The procedure under this Bill is simple. The applicant has to state the grounds on which he considers that his claim should be reconsidered, and if he makes out a case then the Referee must investigate the claim. If such a case is not made, the Referee will reject the appeal, but it is intended to make regulations whereby the Referee will inform the applicant of the proposed rejection and will give him reasonable time to produce any other evidence he may have in support of his appeal. The power of review here is much broader than the power of review that did rest with the Minister prior to the Act of 1945. Prior to the enactment of Section 5 of the Act of 1945 the Minister could only direct a review of a case on appeal if he was satisfied that there was available new evidence of an important nature which had not been previously available. The Minister had not power to reopen a case on the ground that new evidence was available which could have been available to the applicant when he was making his original application. Under this Bill power is left to the Referee to reopen a case if additional evidence is available even if that evidence was previously available but was not produced or was not forthcoming. Any Deputy can understand that that opens a much wider field and a much easier course to succeed, at least, in having the appeal reheard.
The machinery in this Bill is the same type and design but not necessarily in personnel as obtained under the previous Act. The Referee will be assisted by a committee of four members, two of these being members of the I.R.A. and one representative from each of the Departments of Finance and Defence. For appeals under the 1924 Act the Referee will be assisted by two members of the committee which will constitute a board of assessors.
The Bill does not provide for new applications but only for appeals from those who already applied and were refused certificates. It is not intended to extend the date for fresh applications but power will be taken, by regulation, to admit new applications from persons who can produce satisfactory reasons why they did not apply within the statutory time limit. Any fresh certificates granted under the Bill to appellants or persons applying for the first time will commence from the date of the passing of the Bill.

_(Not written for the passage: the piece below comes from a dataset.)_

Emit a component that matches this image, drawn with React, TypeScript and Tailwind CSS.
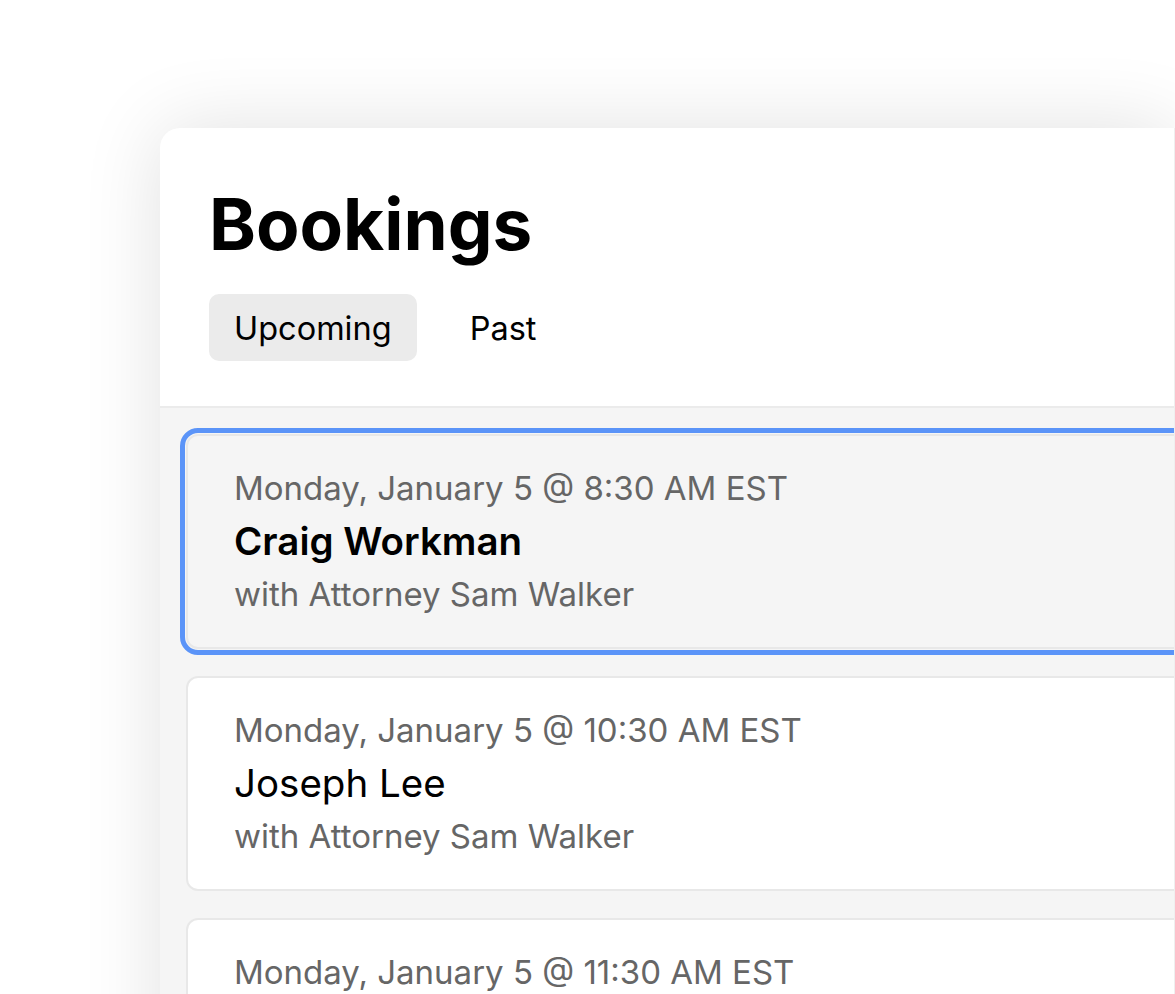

In connection with the powers taken in this Bill, by regulation to allow of a case of a new applicant who did not previously apply, we have to relate that to the political conditions that unfortunately existed in this country for a great number of years back, where there was a number of people who possibly had as good pre-Truce and post-Truce service as very many enjoying pensions but who for political reasons of one kind or another would not apply under the 1924 Act or under the 1934 Act until the date for applying or appealing under those Acts had passed. When we are reopening this matter at all, I think it is sound and fair and reasonable that such persons should at least have the right to apply and, by regulation, we propose to give the right to apply to such people.
Pensions under this Bill will only date from the date of the passing into law of this Bill. I am anticipating, perhaps, some portions of the debate when I call attention to that particular fact. There will be criticism, there will be, perhaps, divided opinion, as to why pensions are paid only from the passing of the Bill and why pensions under this particular Bill are not made retrospective. Retrospective is a simple word in itself, but, when you convert that word into pounds, shillings and pence, it amounts to an amazingly large sum of money. According to any estimate I can get—and, of course, an estimate is only an estimate—under this Bill, the increased volume of money that will be distributed amongst old members of the I.R.A. will be approximately £50,000 per annum. Appeals under this Bill will, some of them, date back to the 1924 Act and the balance will date back to the 1934 Act. The 1924 Act is 25 years ago and the 1934 Act is 15 years ago. If we take £50,000 as the amount of extra money that will go out annually under the Bill and if we take the average of 25 and 15 years, the average number of years over which these pensions would have to be made retrospective would be 20 and 20 times £50,000 is £1,000,000. That is the lump sum that would have to be found in order to make these new pensions retrospective.
I wonder if that £1,000,000 were piled up on the table here and if we left it to the House to say: "We can either give this £1,000,000 in back money to the new cases who will get pensions under this Bill, or we can devote it to some other useful national purpose" whether the vote would be to give the £1,000,000 in back money, particularly when we take it that the big end of new pensions under this Bill will be for people who could have applied under either of the existing Acts, but, for one reason or another, did not apply and the balance line-ball cases of people who had been previously rejected and whose legal entitlement at the present moment is the large sum of nothing per year. Under this Bill, if they succeed in their claims, we are proposing to give them a pension from the date of passing this Bill.
These are the figures, but figures in this case can be supported by facts and by precedent. Under the 1934 Act, we did give a right to 1924 Act people to appeal against the previous decision or verdict, so that, when the 1934 Act was passed, people who had been rejected under the 1924 Act and at that moment were entitled to no pension, were given the right to appeal, but they were given the right to pick up their pension only from the date of the passing into law of the 1934 Act. I think that was a generous Act at the time. It gave the possibility and opened up the avenue to giving pensions to people who had previously been rejected, but neither the Government at the time nor the Dáil at the time would consider making those pensions retrospective.
That is the particular precedent that we are re-enacting in this Bill, but the volume of money which would be earmarked in order to make pensions under this Bill retrospective would be staggering, and the fact of the matter is that it would not be possible to find it or to pay it. As the Minister responsible for the introduction and formation of this Bill, I have no hesitation in saying to the Dáil that, if I sought from the Government permission to make this Bill retrospective and if I were to ask the taxpayers to find, in addition to the £50,000 per year extra money which I am asking them to find, a lump sum of £1,000,000, then definitely, frankly and candidly, there would be no Bill.